Pierre Mazeaud : Il a saisi une occasion. Il a compris en 2017 que les partis politiques ne fonctionnaient plus. Il est intelligent, il a foncé et il a été élu. Être intelligent ne fait pas de vous un bon président. Il faut de l’expérience. Il n’avait jamais vécu une élection avant et n’avait pas de parti politique, il n’avait rien sauf quelques amis qui lui ont été fidèles, mais qui n’ont pas une très grande valeur politique. Son erreur a été de les garder. Quand tous les hommes de la France libre, même des héros !, voulaient entrer au gouvernement, de Gaulle leur a dit : « Il n’en est pas question. Soyez députés, on verra après. » Je n’attaque pas les hommes, mais il n’a personne. Il est seul. Parce qu’il est seul, il considère qu’il a raison. Il m’a emmené à Colombey-les-Deux-Églises. Dans l’hélicoptère, il me parlait beaucoup de la justice et des réformes qu’il voulait mettre en place. Je lui ai dit ce que je pensais – je suis un peu dur parfois : « Il ne faut pas faire ceci, il ne faut pas faire cela. » Emmanuel Macron m’a répondu : « Comment se fait-il que mes collaborateurs ne m’aient pas dit ça ? » Et là, j’ai compris : il est entouré d’énarques de valeur, mais qui ignorent tout de la politique et sont incapables de dire « non » à leur patron. De Gaulle avait des gens qui savaient lui parler. Michel Debré lui disait « non », ce qui n’empêchait pas la fidélité. Lorsqu’il a voulu mettre en place l’élection du président au suffrage universel, Michel Debré et moi nous nous y sommes opposés. On a dit « non ». Et quand le Général a maintenu sa décision, nous l’avons suivi, car la fidélité l’imposait. Mais de Gaulle avait pris une décision en écoutant des avis opposés. De plus, Emmanuel Macron est très éloigné de l’Assemblée et du Sénat.

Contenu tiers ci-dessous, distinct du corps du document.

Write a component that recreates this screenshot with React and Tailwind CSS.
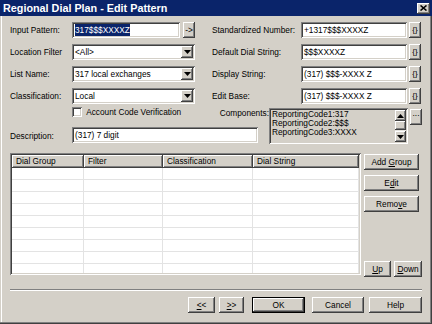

Car il n’avait aucune compétence politique ! Ce n’est pas parce qu’il est passé chez Rothschild qu’il a appris la politique. Il ne l’a pas apprise à l’inspection des Finances. Il avait de bonnes intuitions. Il lui manque un mandat local. Alors oui, dans ses déplacements, il voit les Français, il serre des mains. Mais serrer des mains, ce n’est pas voir les gens. Le président est beaucoup trop important dans la démocratie française. Dans la Constitution, je le rappelle, il y a un article qui précise que c’est le gouvernement qui détermine et conduit la politique du pays. Le candidat fait connaître ce qu’il veut faire ; le président donne les grandes orientations. On ne voyait pas le général de Gaulle aux côtés de son ministre de l’Industrie dans une usine pour demander ce dont ont besoin les ouvriers et le leur donner. Revenons à la Constitution. Il faut trouver des politiques sages et raisonnables, il n’y en a plus. Ses amis de LREM s’ennuient au Parlement. Certains me disent qu’ils sont là pour lever la main. Il n’y a plus de débat. Quand je vais à l’Assemblée, je vois que les députés ne se parlent pas, ils ne connaissent pas, ils ne se disent pas « bonjour ». Nous, c’était la marrade. On rigolait avec les communistes. Ce qui ne nous empêchait pas d’être ancrés sur nos grands principes. Il y avait une ambiance des plus sympathiques. Là, il y a de la haine au Parlement… Ça fausse tout débat et ça amène de la médiocrité en politique. L’exécutif a pris un poids considérable. C’était déjà le cas sous Nicolas Sarkozy qui avait réuni le Congrès pour faire passer le traité de Lisbonne qui avait été rejeté par les Français en 2005.
Oui, mais le Général a remporté le référendum par la suite… Relisez l’article de Georges Vedel, la forfaiture a été lavée.
Connaissez-vous personnellement le président de la République ?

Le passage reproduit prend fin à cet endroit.